Yet the war on drugs that has drawn some of the sharpest distinctions among leaders at the two-day gathering.
On Saturday, leaders debated how to address drug trafficking and violence in the hemisphere, with several calling for new approaches -- something U.S. President Barack Obama said he was open to, though he closed the door on legalization.
Colombian President Juan Manuel Santos compared continuing the existing policies to address this issue to being on "a stationary bike" -- making little progress, despite ample effort.
"I think the time has come to simply analyze if what we are doing is the best we could be doing, or if we can find an alternative that would be more effective and less costly to society," he said. "This is a topic of extreme political sensitivity."

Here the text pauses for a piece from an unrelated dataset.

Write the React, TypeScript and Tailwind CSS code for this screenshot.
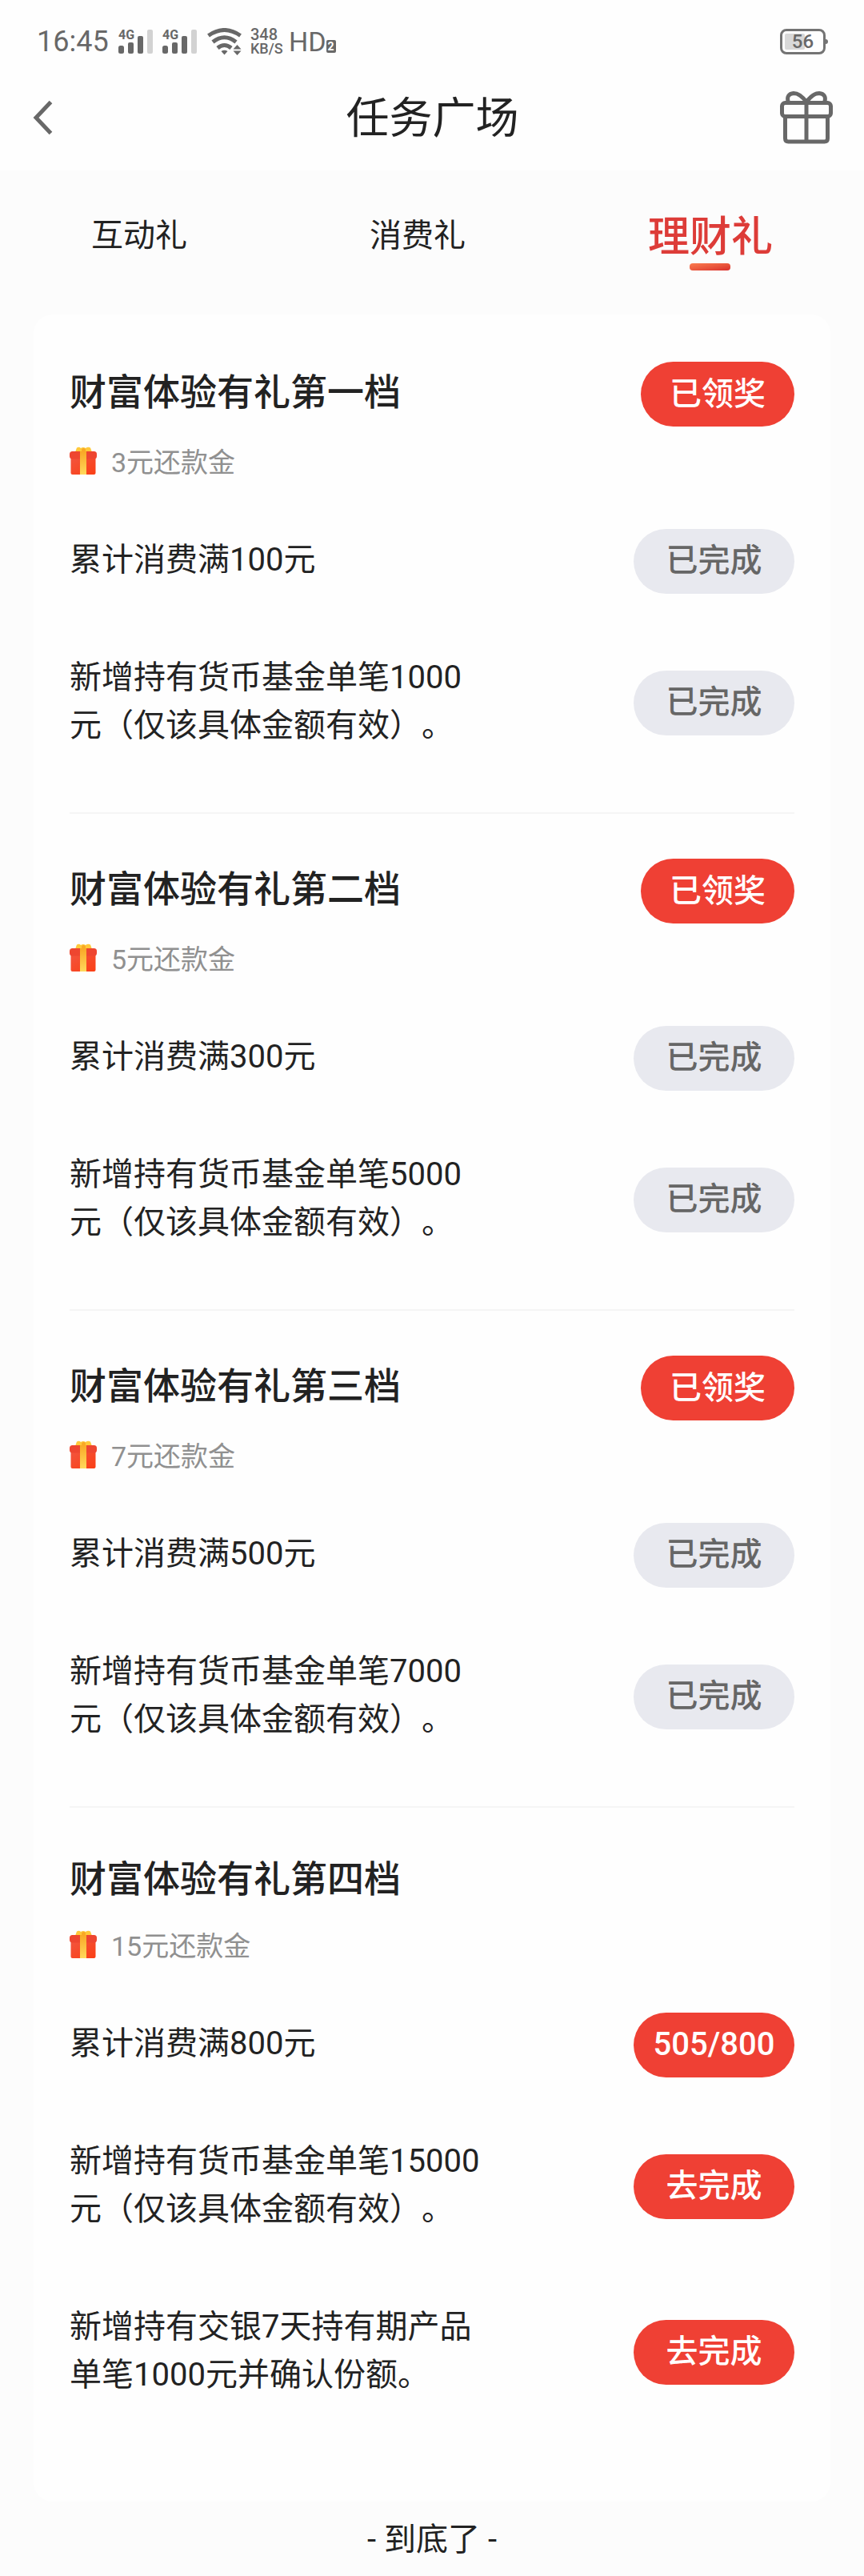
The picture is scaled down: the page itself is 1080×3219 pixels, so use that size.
'use client';

import { useState } from 'react';
import clsx from 'clsx';

type Status = 'done' | 'todo';

type Task = {
  text: string;
  action: string;
  status: Status;
};

type Level = {
  title: string;
  reward: string;
  claimed?: boolean;
  tasks: Task[];
};

const TABS = ['互动礼', '消费礼', '理财礼'];

const LEVELS: Level[] = [
  {
    title: '财富体验有礼第一档',
    reward: '3元还款金',
    claimed: true,
    tasks: [
      { text: '累计消费满100元', action: '已完成', status: 'done' },
      { text: '新增持有货币基金单笔1000元（仅该具体金额有效）。', action: '已完成', status: 'done' },
    ],
  },
  {
    title: '财富体验有礼第二档',
    reward: '5元还款金',
    claimed: true,
    tasks: [
      { text: '累计消费满300元', action: '已完成', status: 'done' },
      { text: '新增持有货币基金单笔5000元（仅该具体金额有效）。', action: '已完成', status: 'done' },
    ],
  },
  {
    title: '财富体验有礼第三档',
    reward: '7元还款金',
    claimed: true,
    tasks: [
      { text: '累计消费满500元', action: '已完成', status: 'done' },
      { text: '新增持有货币基金单笔7000元（仅该具体金额有效）。', action: '已完成', status: 'done' },
    ],
  },
  {
    title: '财富体验有礼第四档',
    reward: '15元还款金',
    tasks: [
      { text: '累计消费满800元', action: '505/800', status: 'todo' },
      { text: '新增持有货币基金单笔15000元（仅该具体金额有效）。', action: '去完成', status: 'todo' },
      { text: '新增持有交银7天持有期产品单笔1000元并确认份额。', action: '去完成', status: 'todo' },
    ],
  },
];

function Signal() {
  return (
    <div className="relative h-8 w-11">
      <span className="absolute left-0 top-0 text-base leading-4 font-bold">4G</span>
      <svg viewBox="0 0 44 32" className="h-8 w-11" fill="#686868">
        <rect x="0" y="21" width="7" height="10" rx="2.5" />
        <rect x="12" y="17" width="7" height="14" rx="2" />
        <rect x="24" y="9" width="7" height="22" rx="2" />
        <rect x="36" y="1" width="7" height="30" rx="2" fill="#d2d2d2" />
      </svg>
    </div>
  );
}

function Wifi() {
  return (
    <svg viewBox="0 0 44 34" className="h-[34px] w-11" fill="none" stroke="#686868" strokeWidth="5">
      <path d="M1.5 9.5 Q21.5 -4.5 41.5 9.5" />
      <path d="M7 17.5 Q21.5 6 36 17.5" />
      <path d="M13 25 Q21.5 18 30 25" />
      <path d="M17.5 29 Q21.5 26.5 25.5 29 L21.5 33.5 Z" fill="#686868" stroke="none" />
      <path d="M32.5 26.5 L37.5 21 L42.5 26.5 Z M32.5 28.5 L37.5 34 L42.5 28.5 Z" fill="#686868" stroke="none" />
    </svg>
  );
}

function StatusBar() {
  return (
    <div className="flex h-20 items-center justify-between pt-6 pl-[46px] pr-[45px] text-[#686868]">
      <div className="flex items-center">
        <span className="w-[102px] text-4xl leading-8">16:45</span>
        <div className="flex gap-[11px]">
          <Signal />
          <Signal />
        </div>
        <div className="ml-3">
          <Wifi />
        </div>
        <div className="ml-2.5 flex w-12 flex-col font-medium">
          <span className="text-xl leading-[18px]">348</span>
          <span className="text-lg leading-[18px]">KB/S</span>
        </div>
        <span className="text-[34px] leading-8">HD</span>
        <span className="mt-3 h-4 w-3 rounded-xs bg-[#686868] text-center text-sm leading-4 font-bold text-white">2</span>
      </div>

      {/* battery */}
      <div className="flex items-center">
        <div className="relative flex h-8 w-[57px] items-center justify-center rounded-lg border-3 border-[#747474]">
          <div className="absolute left-[3px] top-[3px] h-5 w-[25px] rounded-xs bg-[#d8d8d8]" />
          <span className="relative text-2xl leading-6 font-medium">56</span>
        </div>
        <div className="h-1.5 w-[3px] rounded-r-full bg-[#747474]" />
      </div>
    </div>
  );
}

function GiftOutline() {
  return (
    <svg viewBox="0 0 66 66" className="size-[66px]" fill="none" stroke="#686868" strokeWidth="5">
      <rect x="2.5" y="14.5" width="61" height="17" rx="4" />
      <path d="M6.5 32 V59 Q6.5 63 10.5 63 H55.5 Q59.5 63 59.5 59 V32" />
      <path d="M33 13 V63" />
      <path d="M10.5 14 C8 7 11 3 17 2.5 C23 2.5 29 8 33 13.5 C37 8 43 2.5 49 2.5 C55 3 58 7 55.5 14" />
    </svg>
  );
}

function GiftIcon() {
  return (
    <svg viewBox="0 0 34 36" className="mb-1 h-9 w-[34px]">
      <defs>
        <linearGradient id="box" x1="0" y1="0" x2="1" y2="1">
          <stop offset="0" stopColor="#f2553f" />
          <stop offset="1" stopColor="#fb3f14" />
        </linearGradient>
        <linearGradient id="ribbon" x1="0" y1="0" x2="0" y2="1">
          <stop offset="0" stopColor="#f9a825" />
          <stop offset="1" stopColor="#ffd95c" />
        </linearGradient>
      </defs>
      <path d="M7 7 L9 1.5 Q12 0 14 2 Q17 0 20 2 Q23 0 26 1.5 L28 7 Z" fill="#ffc93a" />
      <circle cx="17.5" cy="4.5" r="2.5" fill="#f9a825" />
      <rect x="1.5" y="13" width="31" height="22" rx="2" fill="url(#box)" />
      <rect x="0" y="6" width="34" height="9.5" rx="3.5" fill="#ee4630" />
      <rect x="13" y="6" width="8" height="29" fill="url(#ribbon)" />
    </svg>
  );
}

function LevelSection({ level }: { level: Level }) {
  return (
    <section className="border-b-2 border-[#f5f5f5] pt-14 pb-[76px] last:border-b-0">
      <div className="flex items-center justify-between">
        <h2 className="pb-1.5 text-[46px] leading-[66px] font-medium">{level.title}</h2>
        {level.claimed && (
          <button className="h-[81px] w-48 rounded-full bg-[#ef4034] text-[40px] font-medium text-white">
            已领奖
          </button>
        )}
      </div>

      <div className="mt-5 flex h-[50px] items-center gap-[18px]">
        <GiftIcon />
        <span className="text-[34px] leading-[50px] text-[#909090]">{level.reward}</span>
      </div>

      <ul className="mt-[67px] flex flex-col gap-[85px]">
        {level.tasks.map((task) => (
          <li key={task.text} className="flex items-center justify-between">
            <p className="max-w-[520px] pb-0.5 text-[40px] leading-[60px] [text-spacing-trim:space-all]">
              {task.text}
            </p>
            <button
              className={clsx(
                '-my-2.5 h-[81px] w-[201px] shrink-0 rounded-full text-[40px] font-medium',
                task.status === 'done' ? 'bg-[#e8e9ef] text-[#666666]' : 'bg-[#ef4034] text-white'
              )}
            >
              {task.action}
            </button>
          </li>
        ))}
      </ul>
    </section>
  );
}

export default function App() {
  const [tab, setTab] = useState('理财礼');

  return (
    <div className="min-h-screen bg-[#fcfcfc] text-[#222222] [font-family:Roboto,'Noto_Sans_CJK_SC',sans-serif]">
      <div className="bg-[#fefefe]">
        <StatusBar />
        <header className="flex h-[133px] items-center justify-between pl-10 pr-[39px]">
          <button aria-label="返回" className="w-[66px]">
            <svg viewBox="0 0 26 44" className="h-11 w-[26px]" fill="none" stroke="#686868" strokeWidth="5">
              <path d="M23.5 2.5 L5 22 L23.5 41.5" />
            </svg>
          </button>
          <h1 className="pt-1 text-[54px] leading-[72px]">任务广场</h1>
          <button aria-label="礼物">
            <GiftOutline />
          </button>
        </header>
      </div>

      {/* tabs */}
      <nav className="flex items-start justify-between px-[114px] pt-[52px] pb-[53px]">
        {TABS.map((name) => (
          <button
            key={name}
            onClick={() => setTab(name)}
            className={clsx(
              'flex h-[75px] flex-col items-center',
              tab === name ? 'text-[52px] leading-[64px] font-medium text-[#dd3c38]' : 'text-[40px] leading-[60px]'
            )}
          >
            {name}
            {tab === name && (
              <span className="h-[9px] w-[51px] rounded-sm bg-linear-to-br from-[#fb7c50] to-[#d92b2b]" />
            )}
          </button>
        ))}
      </nav>

      <main className="mx-[42px] rounded-[24px] bg-[#fefefe] px-[45px] pt-[3px] pb-[50px]">
        {LEVELS.map((level) => (
          <LevelSection key={level.title} level={level} />
        ))}
      </main>

      <footer className="pt-[18px] pb-3 text-center text-[40px] leading-[60px]">- 到底了 -</footer>
    </div>
  );
}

Santos added, "One extreme can be to put all users in prison. On the other extreme, legalization. In the middle there may be more practical policies, such as decriminalizing consumption but putting all the efforts into interdiction."
The possibility of drug legalization has gained traction in Central America, which is being squeezed between suppliers to the south and consumers to the north.
Yet the idea goes against decades of the prohibitionist policy backed by the United States, which is largely followed and enforced in Latin America and the Caribbean.
Obama voiced his view that legalizing drugs isn't a valid option in the United States twice on Saturday -- first during a meeting of business leaders alongside Brazilian President Dilma Rousseff and Colombian President Juan Manuel Santos and later during the hemispheric event's opening day session.
"I think it is entirely legitimate to have a conversation about whether the laws in place are doing more harm than good in certain places," he said at the meeting of business leaders. "I personally, and my administration's position is, that legalization is not the answer."
He reiterated that position while talking at the summit itself, saying "the United States will not be going in this direction."
Nations in the Americas -- including the United States -- have "mutual responsibilities" to tackle the issue, Obama said. To that end, he announced an increase to more than $130 million of funds dedicating to bolstering security and going after narco-traffickers and "gangs" in the region.
In addition to the drug issue, a major talking point in the run-up to the summit was on leaders from the hemisphere who are not present in the coastal city of Cartagena, Colombia.
Venezuela's foreign minister told reporters Saturday that Venezuelan President Hugo Chavez will not attend because of health reasons. Chavez had recently returned to his country from Cuba, where he underwent cancer treatment.
Cuba, which is not a member of the Organization of American States, was not invited to join the leaders. But there was a last-minute push by Ecuador's leftist President Rafael Correa to get Cuban leader Raul Castro a seat at the table.
Correa boycotted the summit because of Cuba's exclusion.
Santos, a key U.S. ally, said in his opening remarks Saturday that it was time to overcome such issues -- calling it unthinkable if Cuba is not part of the next Summit of the Americas, as well as nearby Haiti.
At the business leaders' meeting, Rousseff spoke of a need for a "virtuous relationship" based on respect and equality among economies, while Santos said he welcomed a "change of mentality in relations between north and south."
Obama pointed out one change he'd like to see: "I think in Latin America, part of the change in mentality, is also not always looking at the United States as the reason for everything ... that goes wrong."
There are many examples of increased cooperation between the United States and Latin America, but they are not always flashy and don't draw the same type of attention that conflicts do, Obama said.